Secondly if you let the bike drift without your hands on the bars below 20 mph it pulled very heavily to the left such that in order to keep it in a straight line I needed to slide off the seat to the right and hang my body way to the right to keep it straight.

And finally on a roundabout for example the bike felt like it was going around in a series of flops up and down and it was basically pretty much impossible to maintain a nice steady curve.

This was all on a bike with good tyres, properly adjusted isos and as far as I could tell good suspension.

I had the frame checked for alignment on a plane table. It seemed OK.

The swinging arm was badly twisted.

Both rims were well off the centre line of the main central frame tube.

The top iso was replaced with a Dave Taylor unit.

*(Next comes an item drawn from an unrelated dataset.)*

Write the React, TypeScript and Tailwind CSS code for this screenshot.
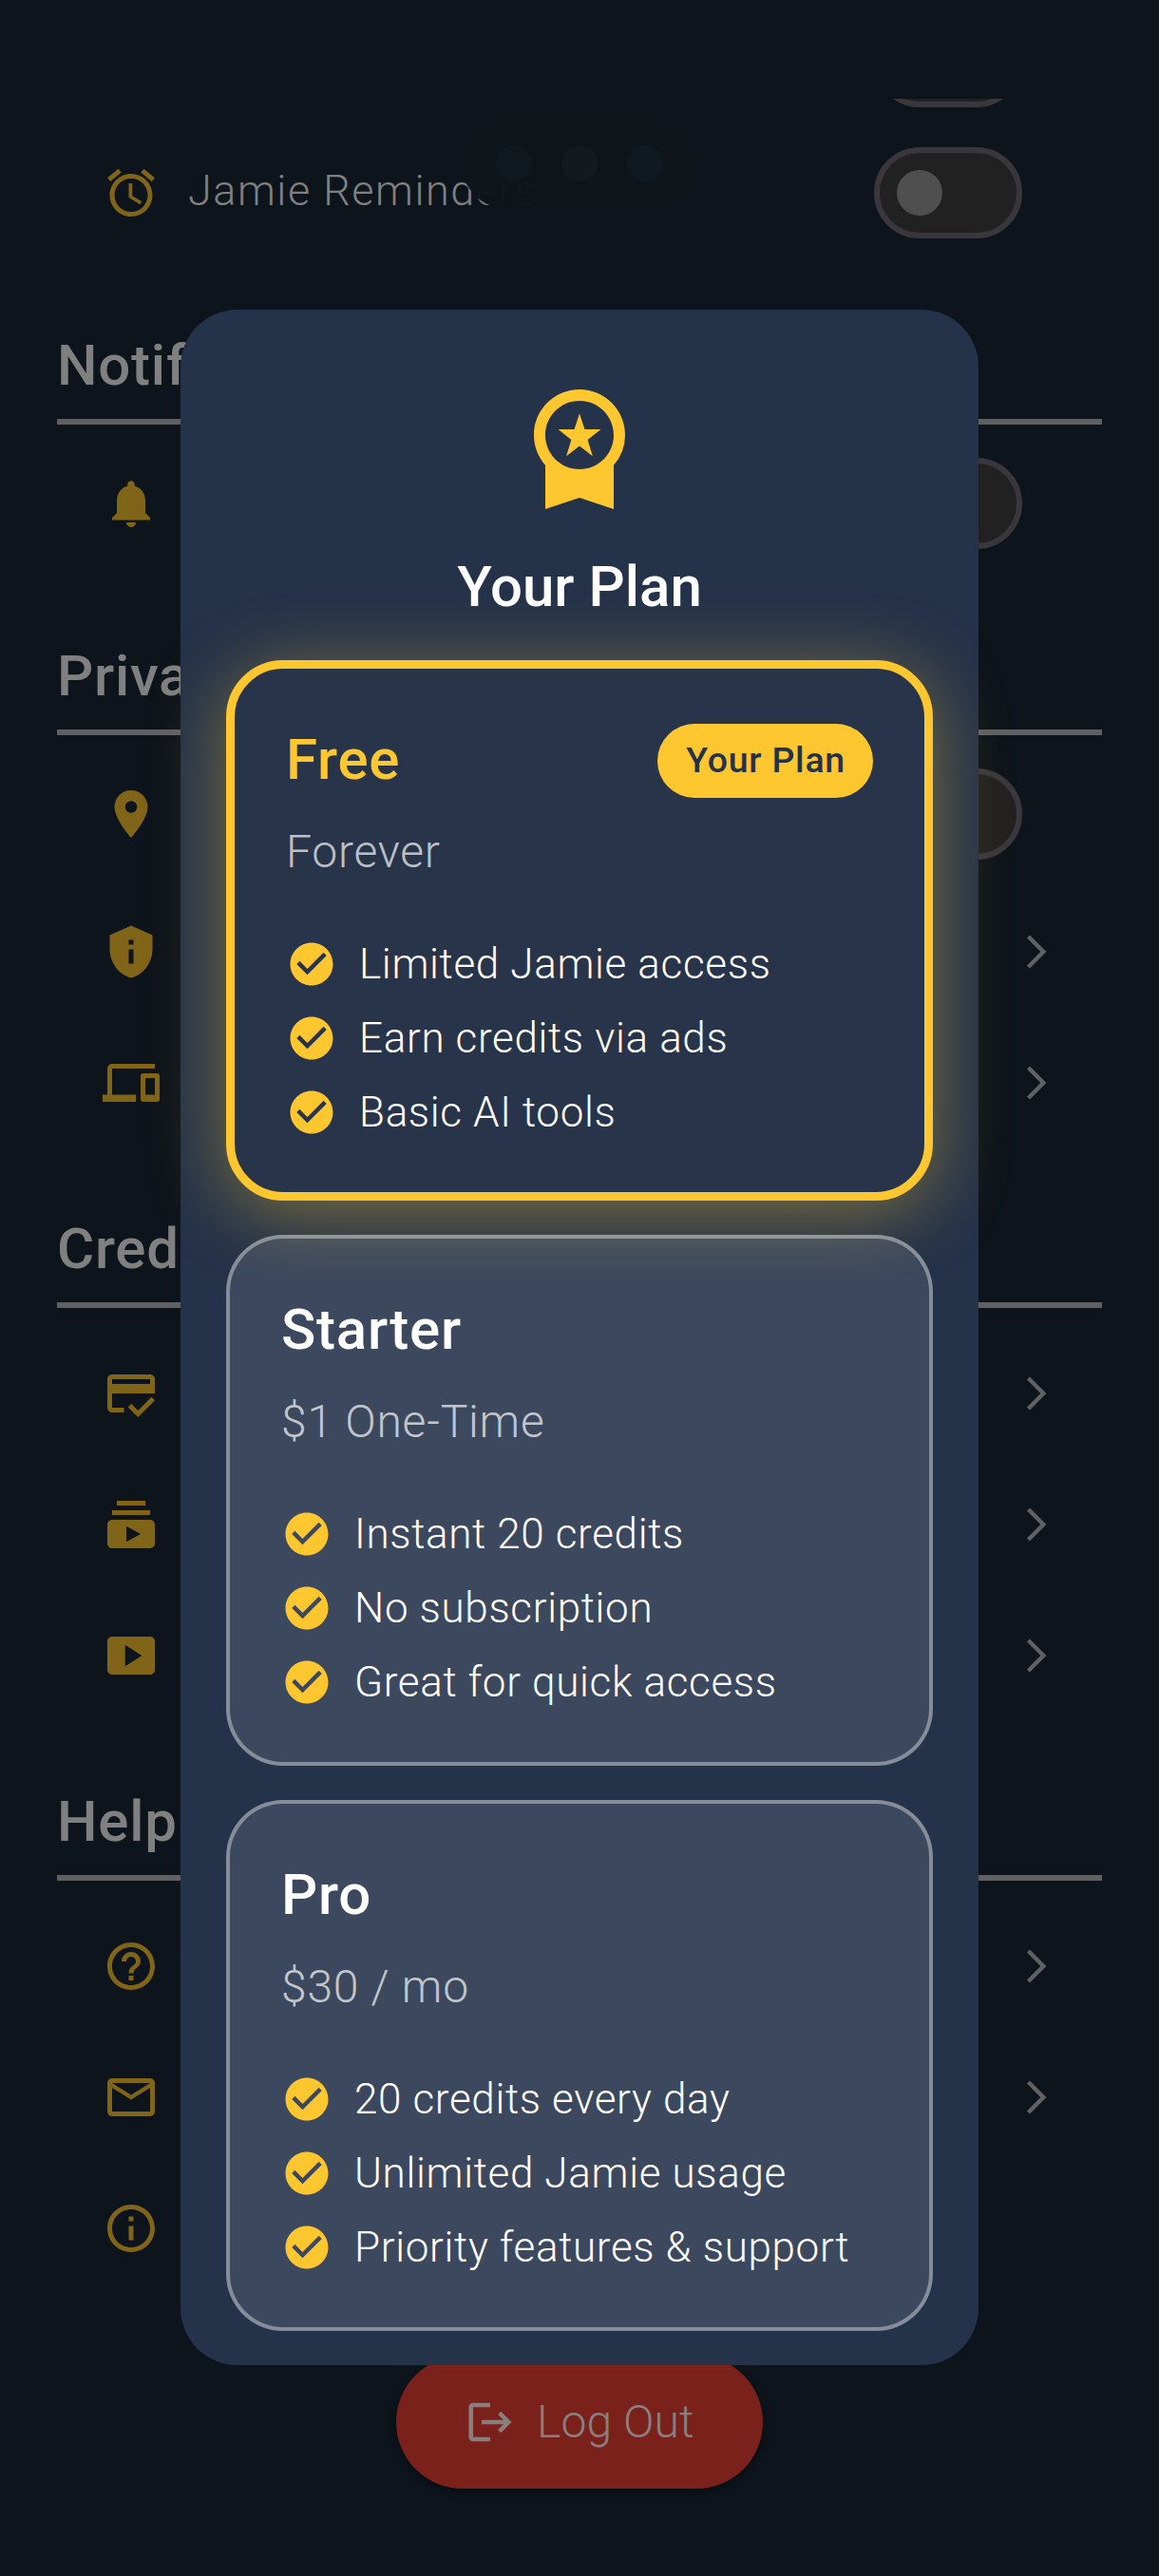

Both front and back isos were replaced with CNW units.

New Ikon rear shocks fitted.

Front forks checked for alignment and parallel and internals serviced.

Tyres were not changed as the were pretty new. Dunlop TT100s

After that the bike became a good handler and no more head shaking.

That Parallel Engineering place looks like they cover all the issues we worked through so I think they would be a good place to try.
Good luck with Simon Ratcliffe
He's been thrown off of here for trolling and abusive behaviour
 
Good luck with Simon Ratcliffe
He's been thrown off of here for trolling and abusive behaviour
Interesting. I'm down in NZ so will never go there anyway.

But that's disappointing because the description on his site aligns with what I found works.